#### WHAT YOU NEED TO DO:
Give back every line exactly as it appears, pictures excluded.

#### RECORDED DATA:
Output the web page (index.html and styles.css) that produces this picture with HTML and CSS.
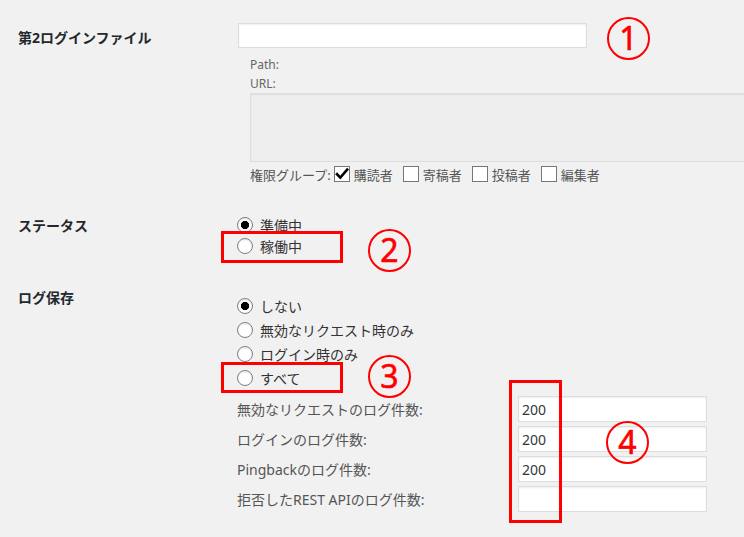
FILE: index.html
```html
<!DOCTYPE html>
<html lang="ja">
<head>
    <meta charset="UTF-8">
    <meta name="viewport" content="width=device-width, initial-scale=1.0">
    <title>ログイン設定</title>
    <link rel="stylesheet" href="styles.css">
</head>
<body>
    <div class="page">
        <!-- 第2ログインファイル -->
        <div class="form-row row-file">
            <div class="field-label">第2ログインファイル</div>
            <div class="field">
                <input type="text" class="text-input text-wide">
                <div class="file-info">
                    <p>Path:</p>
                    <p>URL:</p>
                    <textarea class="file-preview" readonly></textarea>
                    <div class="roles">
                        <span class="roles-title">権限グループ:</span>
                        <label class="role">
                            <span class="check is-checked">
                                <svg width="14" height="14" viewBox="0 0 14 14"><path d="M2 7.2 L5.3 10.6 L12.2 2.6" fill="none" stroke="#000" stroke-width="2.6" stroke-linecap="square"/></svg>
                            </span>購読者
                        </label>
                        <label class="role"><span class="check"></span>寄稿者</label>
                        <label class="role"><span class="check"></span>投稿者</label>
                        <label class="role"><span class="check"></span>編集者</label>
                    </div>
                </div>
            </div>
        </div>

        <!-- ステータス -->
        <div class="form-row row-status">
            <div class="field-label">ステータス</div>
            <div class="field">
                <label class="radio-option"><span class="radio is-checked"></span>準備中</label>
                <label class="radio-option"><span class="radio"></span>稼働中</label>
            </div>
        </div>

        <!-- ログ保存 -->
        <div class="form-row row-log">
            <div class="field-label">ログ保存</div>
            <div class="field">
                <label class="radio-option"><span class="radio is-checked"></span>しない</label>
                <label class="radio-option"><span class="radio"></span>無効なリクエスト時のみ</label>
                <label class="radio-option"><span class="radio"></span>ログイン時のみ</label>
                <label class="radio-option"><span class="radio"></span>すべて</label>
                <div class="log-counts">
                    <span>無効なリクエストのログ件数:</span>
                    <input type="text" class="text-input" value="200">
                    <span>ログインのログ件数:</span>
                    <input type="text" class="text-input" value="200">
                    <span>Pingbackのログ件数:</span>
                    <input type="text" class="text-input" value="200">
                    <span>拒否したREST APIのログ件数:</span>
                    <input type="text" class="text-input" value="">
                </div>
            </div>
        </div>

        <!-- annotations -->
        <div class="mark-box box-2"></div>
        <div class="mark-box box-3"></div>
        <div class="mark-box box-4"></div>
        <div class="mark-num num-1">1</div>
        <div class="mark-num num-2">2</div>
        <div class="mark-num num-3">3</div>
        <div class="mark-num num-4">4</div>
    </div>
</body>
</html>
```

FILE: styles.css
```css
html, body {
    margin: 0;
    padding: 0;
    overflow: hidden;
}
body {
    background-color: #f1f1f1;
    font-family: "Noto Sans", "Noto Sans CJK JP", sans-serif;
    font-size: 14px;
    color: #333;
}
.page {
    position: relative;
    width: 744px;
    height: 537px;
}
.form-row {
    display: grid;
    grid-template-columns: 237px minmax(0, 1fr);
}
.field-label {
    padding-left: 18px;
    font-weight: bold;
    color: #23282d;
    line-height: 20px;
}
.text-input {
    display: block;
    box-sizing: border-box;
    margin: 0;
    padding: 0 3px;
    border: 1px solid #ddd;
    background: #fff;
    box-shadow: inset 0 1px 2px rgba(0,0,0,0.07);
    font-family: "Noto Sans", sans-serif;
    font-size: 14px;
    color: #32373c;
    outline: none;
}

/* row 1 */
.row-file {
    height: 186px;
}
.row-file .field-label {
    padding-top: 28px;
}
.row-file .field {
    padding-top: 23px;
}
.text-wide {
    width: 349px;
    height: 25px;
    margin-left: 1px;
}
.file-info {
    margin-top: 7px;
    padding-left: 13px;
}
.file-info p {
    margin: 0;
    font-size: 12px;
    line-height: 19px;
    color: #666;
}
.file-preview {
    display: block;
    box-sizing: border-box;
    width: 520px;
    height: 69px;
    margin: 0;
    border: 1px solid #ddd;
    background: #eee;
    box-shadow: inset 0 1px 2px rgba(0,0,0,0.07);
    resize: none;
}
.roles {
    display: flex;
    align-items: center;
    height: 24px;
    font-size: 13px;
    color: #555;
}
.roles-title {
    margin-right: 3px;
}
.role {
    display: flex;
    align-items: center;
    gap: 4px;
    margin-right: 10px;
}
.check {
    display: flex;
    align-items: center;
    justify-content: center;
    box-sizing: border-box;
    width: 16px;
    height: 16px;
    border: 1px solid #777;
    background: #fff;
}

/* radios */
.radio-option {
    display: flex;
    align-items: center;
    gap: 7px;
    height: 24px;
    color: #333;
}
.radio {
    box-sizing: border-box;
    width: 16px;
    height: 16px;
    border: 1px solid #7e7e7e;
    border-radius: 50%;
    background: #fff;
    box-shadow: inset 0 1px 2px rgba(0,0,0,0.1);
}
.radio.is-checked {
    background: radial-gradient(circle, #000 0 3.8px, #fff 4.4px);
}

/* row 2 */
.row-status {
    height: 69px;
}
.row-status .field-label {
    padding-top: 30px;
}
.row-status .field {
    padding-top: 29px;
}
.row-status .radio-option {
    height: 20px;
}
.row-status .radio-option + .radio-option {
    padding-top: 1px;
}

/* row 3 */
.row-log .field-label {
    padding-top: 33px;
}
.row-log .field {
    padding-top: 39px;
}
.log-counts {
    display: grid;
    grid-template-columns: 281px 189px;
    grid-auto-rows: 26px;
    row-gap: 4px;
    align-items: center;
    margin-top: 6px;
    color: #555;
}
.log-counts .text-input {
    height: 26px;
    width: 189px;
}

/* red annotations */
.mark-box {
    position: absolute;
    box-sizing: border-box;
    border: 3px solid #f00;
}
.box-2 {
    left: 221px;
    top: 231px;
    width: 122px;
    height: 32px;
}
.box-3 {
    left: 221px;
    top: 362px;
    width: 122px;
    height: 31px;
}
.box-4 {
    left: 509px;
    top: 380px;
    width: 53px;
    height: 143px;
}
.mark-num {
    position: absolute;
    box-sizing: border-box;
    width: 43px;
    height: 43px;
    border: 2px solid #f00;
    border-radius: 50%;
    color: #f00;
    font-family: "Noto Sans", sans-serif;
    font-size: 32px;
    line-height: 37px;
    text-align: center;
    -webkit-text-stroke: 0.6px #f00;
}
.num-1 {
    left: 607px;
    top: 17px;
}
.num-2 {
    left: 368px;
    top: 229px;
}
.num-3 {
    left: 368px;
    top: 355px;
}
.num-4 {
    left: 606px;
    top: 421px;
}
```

#### ANSWER TO THE TASK:
Output the web page (index.html and styles.css) that produces this picture with HTML and CSS.
FILE: index.html
```html
<!DOCTYPE html>
<html lang="ja">
<head>
    <meta charset="UTF-8">
    <meta name="viewport" content="width=device-width, initial-scale=1.0">
    <title>ログイン設定</title>
    <link rel="stylesheet" href="styles.css">
</head>
<body>
    <div class="page">
        <!-- 第2ログインファイル -->
        <div class="form-row row-file">
            <div class="field-label">第2ログインファイル</div>
            <div class="field">
                <input type="text" class="text-input text-wide">
                <div class="file-info">
                    <p>Path:</p>
                    <p>URL:</p>
                    <textarea class="file-preview" readonly></textarea>
                    <div class="roles">
                        <span class="roles-title">権限グループ:</span>
                        <label class="role">
                            <span class="check is-checked">
                                <svg width="14" height="14" viewBox="0 0 14 14"><path d="M2 7.2 L5.3 10.6 L12.2 2.6" fill="none" stroke="#000" stroke-width="2.6" stroke-linecap="square"/></svg>
                            </span>購読者
                        </label>
                        <label class="role"><span class="check"></span>寄稿者</label>
                        <label class="role"><span class="check"></span>投稿者</label>
                        <label class="role"><span class="check"></span>編集者</label>
                    </div>
                </div>
            </div>
        </div>

        <!-- ステータス -->
        <div class="form-row row-status">
            <div class="field-label">ステータス</div>
            <div class="field">
                <label class="radio-option"><span class="radio is-checked"></span>準備中</label>
                <label class="radio-option"><span class="radio"></span>稼働中</label>
            </div>
        </div>

        <!-- ログ保存 -->
        <div class="form-row row-log">
            <div class="field-label">ログ保存</div>
            <div class="field">
                <label class="radio-option"><span class="radio is-checked"></span>しない</label>
                <label class="radio-option"><span class="radio"></span>無効なリクエスト時のみ</label>
                <label class="radio-option"><span class="radio"></span>ログイン時のみ</label>
                <label class="radio-option"><span class="radio"></span>すべて</label>
                <div class="log-counts">
                    <span>無効なリクエストのログ件数:</span>
                    <input type="text" class="text-input" value="200">
                    <span>ログインのログ件数:</span>
                    <input type="text" class="text-input" value="200">
                    <span>Pingbackのログ件数:</span>
                    <input type="text" class="text-input" value="200">
                    <span>拒否したREST APIのログ件数:</span>
                    <input type="text" class="text-input" value="">
                </div>
            </div>
        </div>

        <!-- annotations -->
        <div class="mark-box box-2"></div>
        <div class="mark-box box-3"></div>
        <div class="mark-box box-4"></div>
        <div class="mark-num num-1">1</div>
        <div class="mark-num num-2">2</div>
        <div class="mark-num num-3">3</div>
        <div class="mark-num num-4">4</div>
    </div>
</body>
</html>
```

FILE: styles.css
```css
html, body {
    margin: 0;
    padding: 0;
    overflow: hidden;
}
body {
    background-color: #f1f1f1;
    font-family: "Noto Sans", "Noto Sans CJK JP", sans-serif;
    font-size: 14px;
    color: #333;
}
.page {
    position: relative;
    width: 744px;
    height: 537px;
}
.form-row {
    display: grid;
    grid-template-columns: 237px minmax(0, 1fr);
}
.field-label {
    padding-left: 18px;
    font-weight: bold;
    color: #23282d;
    line-height: 20px;
}
.text-input {
    display: block;
    box-sizing: border-box;
    margin: 0;
    padding: 0 3px;
    border: 1px solid #ddd;
    background: #fff;
    box-shadow: inset 0 1px 2px rgba(0,0,0,0.07);
    font-family: "Noto Sans", sans-serif;
    font-size: 14px;
    color: #32373c;
    outline: none;
}

/* row 1 */
.row-file {
    height: 186px;
}
.row-file .field-label {
    padding-top: 28px;
}
.row-file .field {
    padding-top: 23px;
}
.text-wide {
    width: 349px;
    height: 25px;
    margin-left: 1px;
}
.file-info {
    margin-top: 7px;
    padding-left: 13px;
}
.file-info p {
    margin: 0;
    font-size: 12px;
    line-height: 19px;
    color: #666;
}
.file-preview {
    display: block;
    box-sizing: border-box;
    width: 520px;
    height: 69px;
    margin: 0;
    border: 1px solid #ddd;
    background: #eee;
    box-shadow: inset 0 1px 2px rgba(0,0,0,0.07);
    resize: none;
}
.roles {
    display: flex;
    align-items: center;
    height: 24px;
    font-size: 13px;
    color: #555;
}
.roles-title {
    margin-right: 3px;
}
.role {
    display: flex;
    align-items: center;
    gap: 4px;
    margin-right: 10px;
}
.check {
    display: flex;
    align-items: center;
    justify-content: center;
    box-sizing: border-box;
    width: 16px;
    height: 16px;
    border: 1px solid #777;
    background: #fff;
}

/* radios */
.radio-option {
    display: flex;
    align-items: center;
    gap: 7px;
    height: 24px;
    color: #333;
}
.radio {
    box-sizing: border-box;
    width: 16px;
    height: 16px;
    border: 1px solid #7e7e7e;
    border-radius: 50%;
    background: #fff;
    box-shadow: inset 0 1px 2px rgba(0,0,0,0.1);
}
.radio.is-checked {
    background: radial-gradient(circle, #000 0 3.8px, #fff 4.4px);
}

/* row 2 */
.row-status {
    height: 69px;
}
.row-status .field-label {
    padding-top: 30px;
}
.row-status .field {
    padding-top: 29px;
}
.row-status .radio-option {
    height: 20px;
}
.row-status .radio-option + .radio-option {
    padding-top: 1px;
}

/* row 3 */
.row-log .field-label {
    padding-top: 33px;
}
.row-log .field {
    padding-top: 39px;
}
.log-counts {
    display: grid;
    grid-template-columns: 281px 189px;
    grid-auto-rows: 26px;
    row-gap: 4px;
    align-items: center;
    margin-top: 6px;
    color: #555;
}
.log-counts .text-input {
    height: 26px;
    width: 189px;
}

/* red annotations */
.mark-box {
    position: absolute;
    box-sizing: border-box;
    border: 3px solid #f00;
}
.box-2 {
    left: 221px;
    top: 231px;
    width: 122px;
    height: 32px;
}
.box-3 {
    left: 221px;
    top: 362px;
    width: 122px;
    height: 31px;
}
.box-4 {
    left: 509px;
    top: 380px;
    width: 53px;
    height: 143px;
}
.mark-num {
    position: absolute;
    box-sizing: border-box;
    width: 43px;
    height: 43px;
    border: 2px solid #f00;
    border-radius: 50%;
    color: #f00;
    font-family: "Noto Sans", sans-serif;
    font-size: 32px;
    line-height: 37px;
    text-align: center;
    -webkit-text-stroke: 0.6px #f00;
}
.num-1 {
    left: 607px;
    top: 17px;
}
.num-2 {
    left: 368px;
    top: 229px;
}
.num-3 {
    left: 368px;
    top: 355px;
}
.num-4 {
    left: 606px;
    top: 421px;
}
```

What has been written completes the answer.